Task >>
Transcribe everything in the data word for word. Pictures are left out.

Provided data >>
__________
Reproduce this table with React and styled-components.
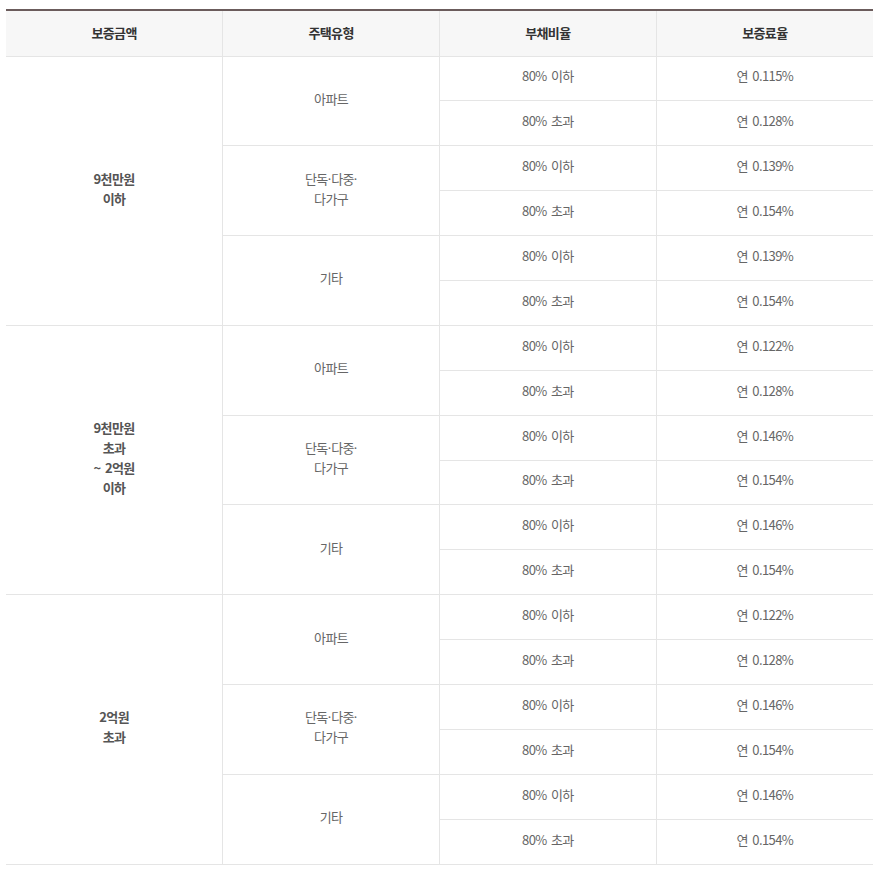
import { createGlobalStyle, styled } from "styled-components";

const GlobalStyle = createGlobalStyle`
    body {
        margin: 0;
        background: #fff;
        font-family: "Noto Sans CJK KR", "Noto Sans", sans-serif;
    }
`

const Wrap = styled.div`
    padding: 9px 10px 0 6px;
`

const Table = styled.table`
    width: 867px;
    border-collapse: collapse;
    table-layout: fixed;
    border-top: 2px solid #6b5c5c;
    font-size: 13px;
    letter-spacing: -0.6px;
    word-spacing: 2px;
`

const Th = styled.th`
    box-sizing: border-box;
    height: 46px;
    padding: 0 0 2px;
    background: #f7f7f7;
    color: #333;
    font-weight: bold;
    border-bottom: 1px solid #e5e5e5;
    border-left: 1px solid #e5e5e5;
    &:first-child { border-left: none; }
`

const Td = styled.td`
    box-sizing: border-box;
    height: 44.9px;
    padding: 0 0 4px;
    text-align: center;
    color: ${p => (p.$bold ? "#555" : "#666")};
    font-weight: ${p => (p.$bold ? "bold" : "normal")};
    line-height: 20px;
    border-bottom: 1px solid #e5e5e5;
    border-left: ${p => (p.$first ? "none" : "1px solid #e5e5e5")};
`

const Dot = styled.span`
    font-family: "Noto Sans", sans-serif;
    letter-spacing: 0;
`

const groups = [
    { amount: ["9천만원", "이하"], rates: ["0.115", "0.128", "0.139", "0.154", "0.139", "0.154"] },
    { amount: ["9천만원", "초과", "~ 2억원", "이하"], rates: ["0.122", "0.128", "0.146", "0.154", "0.146", "0.154"] },
    { amount: ["2억원", "초과"], rates: ["0.122", "0.128", "0.146", "0.154", "0.146", "0.154"] },
]

const types = [
    [["아파트"]],
    [["단독", <Dot key="a">·</Dot>, "다중", <Dot key="b">·</Dot>], ["다가구"]],
    [["기타"]],
]

function Lines({ items }) {
    return items.map((t, i) => (
        <span key={i}>{t}{i < items.length - 1 && <br />}</span>
    ))
}

export default function App() {
    return (
        <>
            <GlobalStyle />
            <Wrap>
                <Table>
                    <thead>
                        <tr>
                            <Th>보증금액</Th>
                            <Th>주택유형</Th>
                            <Th>부채비율</Th>
                            <Th>보증료율</Th>
                        </tr>
                    </thead>
                    <tbody>
                        {groups.map((g, gi) =>
                            g.rates.map((rate, ri) => {
                                const typeIndex = Math.floor(ri / 2)
                                return (
                                    <tr key={gi + "-" + ri}>
                                        {ri === 0 && (
                                            <Td $first $bold rowSpan={6}><Lines items={g.amount} /></Td>
                                        )}
                                        {ri % 2 === 0 && (
                                            <Td rowSpan={2}><Lines items={types[typeIndex]} /></Td>
                                        )}
                                        <Td>{ri % 2 === 0 ? "80% 이하" : "80% 초과"}</Td>
                                        <Td>연 {rate}%</Td>
                                    </tr>
                                )
                            })
                        )}
                    </tbody>
                </Table>
            </Wrap>
        </>
    )
}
__________
Result for this exercise >>
Reproduce this table with React and styled-components.
import { createGlobalStyle, styled } from "styled-components";

const GlobalStyle = createGlobalStyle`
    body {
        margin: 0;
        background: #fff;
        font-family: "Noto Sans CJK KR", "Noto Sans", sans-serif;
    }
`

const Wrap = styled.div`
    padding: 9px 10px 0 6px;
`

const Table = styled.table`
    width: 867px;
    border-collapse: collapse;
    table-layout: fixed;
    border-top: 2px solid #6b5c5c;
    font-size: 13px;
    letter-spacing: -0.6px;
    word-spacing: 2px;
`

const Th = styled.th`
    box-sizing: border-box;
    height: 46px;
    padding: 0 0 2px;
    background: #f7f7f7;
    color: #333;
    font-weight: bold;
    border-bottom: 1px solid #e5e5e5;
    border-left: 1px solid #e5e5e5;
    &:first-child { border-left: none; }
`

const Td = styled.td`
    box-sizing: border-box;
    height: 44.9px;
    padding: 0 0 4px;
    text-align: center;
    color: ${p => (p.$bold ? "#555" : "#666")};
    font-weight: ${p => (p.$bold ? "bold" : "normal")};
    line-height: 20px;
    border-bottom: 1px solid #e5e5e5;
    border-left: ${p => (p.$first ? "none" : "1px solid #e5e5e5")};
`

const Dot = styled.span`
    font-family: "Noto Sans", sans-serif;
    letter-spacing: 0;
`

const groups = [
    { amount: ["9천만원", "이하"], rates: ["0.115", "0.128", "0.139", "0.154", "0.139", "0.154"] },
    { amount: ["9천만원", "초과", "~ 2억원", "이하"], rates: ["0.122", "0.128", "0.146", "0.154", "0.146", "0.154"] },
    { amount: ["2억원", "초과"], rates: ["0.122", "0.128", "0.146", "0.154", "0.146", "0.154"] },
]

const types = [
    [["아파트"]],
    [["단독", <Dot key="a">·</Dot>, "다중", <Dot key="b">·</Dot>], ["다가구"]],
    [["기타"]],
]

function Lines({ items }) {
    return items.map((t, i) => (
        <span key={i}>{t}{i < items.length - 1 && <br />}</span>
    ))
}

export default function App() {
    return (
        <>
            <GlobalStyle />
            <Wrap>
                <Table>
                    <thead>
                        <tr>
                            <Th>보증금액</Th>
                            <Th>주택유형</Th>
                            <Th>부채비율</Th>
                            <Th>보증료율</Th>
                        </tr>
                    </thead>
                    <tbody>
                        {groups.map((g, gi) =>
                            g.rates.map((rate, ri) => {
                                const typeIndex = Math.floor(ri / 2)
                                return (
                                    <tr key={gi + "-" + ri}>
                                        {ri === 0 && (
                                            <Td $first $bold rowSpan={6}><Lines items={g.amount} /></Td>
                                        )}
                                        {ri % 2 === 0 && (
                                            <Td rowSpan={2}><Lines items={types[typeIndex]} /></Td>
                                        )}
                                        <Td>{ri % 2 === 0 ? "80% 이하" : "80% 초과"}</Td>
                                        <Td>연 {rate}%</Td>
                                    </tr>
                                )
                            })
                        )}
                    </tbody>
                </Table>
            </Wrap>
        </>
    )
}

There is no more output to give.